Henk is not very popular with many of my friends. Henk, a big, broad-shouldered schoolmate with a low penetrating voice.
I broke into laughter, softly though, because I do have dealings with that long hair creature too. But I shall not relate what she thinks of others, or I would soon be at loggerheads with everyone, which isn't very convenient during these last weeks before my graduation. Suffice it to say that the entire Vall Hall Larenstein Velp is a big mixed bag of small groups. In fact, I don't know of any normal Larensteiner; no-one even comes close to this description.

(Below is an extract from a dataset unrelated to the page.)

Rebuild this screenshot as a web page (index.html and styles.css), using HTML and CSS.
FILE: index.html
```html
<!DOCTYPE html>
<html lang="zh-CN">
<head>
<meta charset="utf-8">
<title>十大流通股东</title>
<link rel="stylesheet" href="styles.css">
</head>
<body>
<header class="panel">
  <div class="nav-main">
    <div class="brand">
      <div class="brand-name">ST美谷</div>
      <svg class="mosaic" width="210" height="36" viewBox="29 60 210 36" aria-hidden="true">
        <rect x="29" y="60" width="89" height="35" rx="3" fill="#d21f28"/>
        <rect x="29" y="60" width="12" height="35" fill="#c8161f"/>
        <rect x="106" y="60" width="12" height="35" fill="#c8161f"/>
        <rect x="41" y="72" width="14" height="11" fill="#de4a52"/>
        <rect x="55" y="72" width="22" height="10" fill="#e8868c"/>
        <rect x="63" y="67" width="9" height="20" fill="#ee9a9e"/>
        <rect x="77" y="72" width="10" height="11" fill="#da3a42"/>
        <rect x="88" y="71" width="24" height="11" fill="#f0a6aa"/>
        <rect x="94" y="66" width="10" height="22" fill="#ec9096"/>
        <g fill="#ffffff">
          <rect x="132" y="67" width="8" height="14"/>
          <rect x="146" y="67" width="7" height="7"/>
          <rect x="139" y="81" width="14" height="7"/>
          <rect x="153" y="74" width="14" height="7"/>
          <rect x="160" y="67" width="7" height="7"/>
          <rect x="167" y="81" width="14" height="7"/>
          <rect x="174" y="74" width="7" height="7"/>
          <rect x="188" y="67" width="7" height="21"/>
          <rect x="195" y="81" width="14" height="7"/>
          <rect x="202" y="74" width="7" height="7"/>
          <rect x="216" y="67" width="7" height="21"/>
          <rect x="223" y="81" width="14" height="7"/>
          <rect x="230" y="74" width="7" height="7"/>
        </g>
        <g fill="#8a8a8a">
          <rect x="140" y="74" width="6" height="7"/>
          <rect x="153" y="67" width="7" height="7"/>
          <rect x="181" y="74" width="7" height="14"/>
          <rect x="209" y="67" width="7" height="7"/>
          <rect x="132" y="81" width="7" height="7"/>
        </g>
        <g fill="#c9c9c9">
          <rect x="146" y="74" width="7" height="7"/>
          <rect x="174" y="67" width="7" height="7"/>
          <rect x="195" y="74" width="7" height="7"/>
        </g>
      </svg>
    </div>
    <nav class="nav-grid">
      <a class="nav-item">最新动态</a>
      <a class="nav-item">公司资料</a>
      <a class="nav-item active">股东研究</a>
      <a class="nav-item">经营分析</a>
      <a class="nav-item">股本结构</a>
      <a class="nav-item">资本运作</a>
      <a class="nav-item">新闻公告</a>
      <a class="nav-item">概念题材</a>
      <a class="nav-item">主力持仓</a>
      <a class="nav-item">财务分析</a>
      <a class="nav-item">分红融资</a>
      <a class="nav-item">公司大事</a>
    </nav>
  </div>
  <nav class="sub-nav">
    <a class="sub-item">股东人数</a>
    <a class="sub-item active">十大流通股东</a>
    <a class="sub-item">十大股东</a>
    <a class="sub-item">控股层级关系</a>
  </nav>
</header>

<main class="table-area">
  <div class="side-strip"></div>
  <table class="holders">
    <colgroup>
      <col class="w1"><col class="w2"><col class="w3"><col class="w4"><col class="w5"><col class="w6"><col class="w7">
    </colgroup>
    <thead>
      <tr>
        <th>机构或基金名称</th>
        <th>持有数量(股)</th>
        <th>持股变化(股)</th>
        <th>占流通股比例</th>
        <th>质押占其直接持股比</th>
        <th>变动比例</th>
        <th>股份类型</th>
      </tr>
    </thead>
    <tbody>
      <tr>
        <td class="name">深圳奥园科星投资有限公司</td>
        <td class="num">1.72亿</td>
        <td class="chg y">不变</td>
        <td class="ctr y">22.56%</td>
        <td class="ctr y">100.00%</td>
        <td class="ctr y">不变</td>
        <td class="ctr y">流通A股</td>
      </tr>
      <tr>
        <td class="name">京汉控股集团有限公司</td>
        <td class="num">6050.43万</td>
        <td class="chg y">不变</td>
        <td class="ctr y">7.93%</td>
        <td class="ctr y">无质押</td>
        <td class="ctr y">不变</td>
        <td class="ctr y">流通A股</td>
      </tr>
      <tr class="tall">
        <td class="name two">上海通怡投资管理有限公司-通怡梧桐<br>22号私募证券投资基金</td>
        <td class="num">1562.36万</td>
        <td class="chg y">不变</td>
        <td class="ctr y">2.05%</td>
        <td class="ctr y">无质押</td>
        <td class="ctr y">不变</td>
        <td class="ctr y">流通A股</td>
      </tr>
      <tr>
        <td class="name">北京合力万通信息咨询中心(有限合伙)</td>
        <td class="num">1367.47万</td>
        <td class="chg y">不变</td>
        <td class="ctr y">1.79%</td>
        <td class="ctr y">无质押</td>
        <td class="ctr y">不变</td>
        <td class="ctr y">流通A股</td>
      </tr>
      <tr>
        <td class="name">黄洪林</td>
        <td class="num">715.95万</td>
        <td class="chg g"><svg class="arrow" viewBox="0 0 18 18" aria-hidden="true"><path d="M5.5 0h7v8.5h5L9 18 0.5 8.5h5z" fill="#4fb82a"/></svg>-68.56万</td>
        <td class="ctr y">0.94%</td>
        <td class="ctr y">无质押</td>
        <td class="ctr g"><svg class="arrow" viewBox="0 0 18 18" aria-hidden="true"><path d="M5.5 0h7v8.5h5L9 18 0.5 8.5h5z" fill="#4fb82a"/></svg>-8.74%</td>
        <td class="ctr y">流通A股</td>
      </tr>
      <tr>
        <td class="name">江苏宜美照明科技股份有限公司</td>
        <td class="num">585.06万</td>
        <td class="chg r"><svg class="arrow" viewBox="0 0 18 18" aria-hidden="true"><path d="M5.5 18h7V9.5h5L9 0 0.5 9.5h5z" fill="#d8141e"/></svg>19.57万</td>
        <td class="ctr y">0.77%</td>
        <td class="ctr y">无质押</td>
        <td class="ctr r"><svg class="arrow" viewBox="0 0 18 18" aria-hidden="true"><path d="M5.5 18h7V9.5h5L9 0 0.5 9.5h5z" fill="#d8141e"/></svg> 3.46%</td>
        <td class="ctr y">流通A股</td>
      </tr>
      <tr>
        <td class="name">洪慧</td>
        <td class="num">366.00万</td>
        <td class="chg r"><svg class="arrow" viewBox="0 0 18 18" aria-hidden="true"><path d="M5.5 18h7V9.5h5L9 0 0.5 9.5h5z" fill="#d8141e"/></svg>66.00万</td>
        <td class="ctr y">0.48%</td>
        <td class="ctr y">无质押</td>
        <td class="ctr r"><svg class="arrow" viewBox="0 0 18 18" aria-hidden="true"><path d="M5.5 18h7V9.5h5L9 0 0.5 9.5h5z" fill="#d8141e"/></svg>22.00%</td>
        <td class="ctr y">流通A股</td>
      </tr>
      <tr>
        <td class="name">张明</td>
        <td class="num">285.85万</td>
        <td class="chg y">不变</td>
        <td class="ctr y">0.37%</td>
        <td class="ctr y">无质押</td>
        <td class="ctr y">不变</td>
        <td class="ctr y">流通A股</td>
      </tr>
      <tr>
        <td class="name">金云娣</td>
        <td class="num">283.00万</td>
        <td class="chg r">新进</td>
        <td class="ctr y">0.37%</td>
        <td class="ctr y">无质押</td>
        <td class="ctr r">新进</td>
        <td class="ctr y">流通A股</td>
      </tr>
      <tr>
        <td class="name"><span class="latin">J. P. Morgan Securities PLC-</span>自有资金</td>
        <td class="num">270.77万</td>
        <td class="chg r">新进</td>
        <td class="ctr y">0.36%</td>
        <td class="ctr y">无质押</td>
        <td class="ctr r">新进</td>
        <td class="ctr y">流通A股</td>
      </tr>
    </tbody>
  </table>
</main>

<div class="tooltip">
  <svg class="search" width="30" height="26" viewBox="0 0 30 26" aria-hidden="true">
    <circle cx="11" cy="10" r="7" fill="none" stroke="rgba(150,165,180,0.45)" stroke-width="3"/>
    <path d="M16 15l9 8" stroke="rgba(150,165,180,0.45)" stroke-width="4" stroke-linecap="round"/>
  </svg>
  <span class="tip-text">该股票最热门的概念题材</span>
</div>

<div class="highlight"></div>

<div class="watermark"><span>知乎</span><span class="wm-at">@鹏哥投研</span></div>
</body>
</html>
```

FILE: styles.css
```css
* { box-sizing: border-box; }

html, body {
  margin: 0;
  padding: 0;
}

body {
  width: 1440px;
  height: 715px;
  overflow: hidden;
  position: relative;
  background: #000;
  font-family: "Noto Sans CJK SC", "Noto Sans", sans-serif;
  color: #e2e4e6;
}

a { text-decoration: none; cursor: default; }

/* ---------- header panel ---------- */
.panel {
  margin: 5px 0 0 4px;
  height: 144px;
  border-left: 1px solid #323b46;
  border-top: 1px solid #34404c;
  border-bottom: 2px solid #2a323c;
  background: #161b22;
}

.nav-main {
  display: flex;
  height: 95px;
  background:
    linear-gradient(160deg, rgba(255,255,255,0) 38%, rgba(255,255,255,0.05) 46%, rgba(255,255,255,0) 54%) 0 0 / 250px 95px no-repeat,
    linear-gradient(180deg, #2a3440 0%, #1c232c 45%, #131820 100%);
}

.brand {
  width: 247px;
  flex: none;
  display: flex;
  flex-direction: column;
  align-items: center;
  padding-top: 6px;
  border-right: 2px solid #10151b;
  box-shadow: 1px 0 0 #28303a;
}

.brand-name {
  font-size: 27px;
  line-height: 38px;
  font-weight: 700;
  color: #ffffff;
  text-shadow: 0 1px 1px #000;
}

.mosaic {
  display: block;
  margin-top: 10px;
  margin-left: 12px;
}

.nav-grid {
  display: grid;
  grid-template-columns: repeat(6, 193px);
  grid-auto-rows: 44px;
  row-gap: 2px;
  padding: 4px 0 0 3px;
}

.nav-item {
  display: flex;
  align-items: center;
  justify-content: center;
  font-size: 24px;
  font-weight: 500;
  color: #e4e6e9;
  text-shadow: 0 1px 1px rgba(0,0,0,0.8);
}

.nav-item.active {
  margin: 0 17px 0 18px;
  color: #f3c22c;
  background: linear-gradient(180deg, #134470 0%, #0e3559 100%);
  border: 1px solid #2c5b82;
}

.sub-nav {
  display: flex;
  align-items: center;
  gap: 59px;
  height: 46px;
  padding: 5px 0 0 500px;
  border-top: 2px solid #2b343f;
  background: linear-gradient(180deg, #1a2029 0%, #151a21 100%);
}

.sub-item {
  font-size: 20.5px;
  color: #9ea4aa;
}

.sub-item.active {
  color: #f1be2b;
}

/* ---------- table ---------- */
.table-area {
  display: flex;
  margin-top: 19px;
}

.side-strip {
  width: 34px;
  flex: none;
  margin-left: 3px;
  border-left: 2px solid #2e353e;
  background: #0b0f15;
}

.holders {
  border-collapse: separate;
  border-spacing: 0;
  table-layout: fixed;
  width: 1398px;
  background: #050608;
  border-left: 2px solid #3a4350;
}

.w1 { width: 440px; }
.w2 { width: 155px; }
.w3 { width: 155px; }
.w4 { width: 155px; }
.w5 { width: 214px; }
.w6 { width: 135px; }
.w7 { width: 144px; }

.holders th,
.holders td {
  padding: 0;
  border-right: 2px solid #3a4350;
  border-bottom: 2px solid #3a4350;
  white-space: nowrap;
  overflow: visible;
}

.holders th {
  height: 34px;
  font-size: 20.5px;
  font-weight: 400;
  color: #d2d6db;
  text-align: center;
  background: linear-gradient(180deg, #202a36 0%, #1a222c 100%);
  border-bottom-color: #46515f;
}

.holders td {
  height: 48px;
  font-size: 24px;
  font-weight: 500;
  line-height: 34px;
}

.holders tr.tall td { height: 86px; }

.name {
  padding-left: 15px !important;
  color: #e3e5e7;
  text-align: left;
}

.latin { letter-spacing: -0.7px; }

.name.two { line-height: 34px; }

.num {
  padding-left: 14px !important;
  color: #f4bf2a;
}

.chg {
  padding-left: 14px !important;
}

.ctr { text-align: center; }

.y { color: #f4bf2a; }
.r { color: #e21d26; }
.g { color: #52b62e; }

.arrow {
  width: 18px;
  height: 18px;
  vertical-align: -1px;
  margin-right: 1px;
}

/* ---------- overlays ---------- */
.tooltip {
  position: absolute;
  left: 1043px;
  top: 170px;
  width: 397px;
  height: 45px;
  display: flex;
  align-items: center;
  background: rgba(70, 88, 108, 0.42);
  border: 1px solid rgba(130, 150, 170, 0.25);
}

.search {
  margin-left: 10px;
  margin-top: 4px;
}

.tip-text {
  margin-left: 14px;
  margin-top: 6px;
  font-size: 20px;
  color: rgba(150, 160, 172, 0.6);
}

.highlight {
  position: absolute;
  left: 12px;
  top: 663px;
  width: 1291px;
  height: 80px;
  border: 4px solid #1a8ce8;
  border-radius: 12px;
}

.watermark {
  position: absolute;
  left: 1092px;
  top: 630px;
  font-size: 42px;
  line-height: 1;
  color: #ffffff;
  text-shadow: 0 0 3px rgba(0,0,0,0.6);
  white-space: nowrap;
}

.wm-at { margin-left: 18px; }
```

The fact is that there are only extremes in Velp. Smelly woodcutter shirt sits next to slick hairdo and deodorant excess. Even my immediate surrounding is one of cluttered chaos: from metrosexual to falconer, not forgetting the egg white gobbler, hunter and (disowned in the meantime) vegetarian. During the elections, we cast different votes - for the Party for the Freedom to the Democrats66, for the Christian Democratic Appeal to the Green Left, and still have enough voting forms to spare. Our contrasts have already given rise to many a hilarious episode. Take the fanatic meat eater who fell in love with a vegetarian. (He managed to get her so far as to eat hare meat one day, but that ended in vomitting in the toilet.)
Despite all these differences, real quarrels seldom take place. Even Henk and my friends are able to get along quite amiably. You could get the impression that the entire VHL is trained in tolerance.
Yet, when it comes to the crunch, the merger of Van Hall Larenstein - known by the same name for years - into one university of applied sciences has reached an impasse. Are those in VHL Leeuwarden and Wageningen that normal?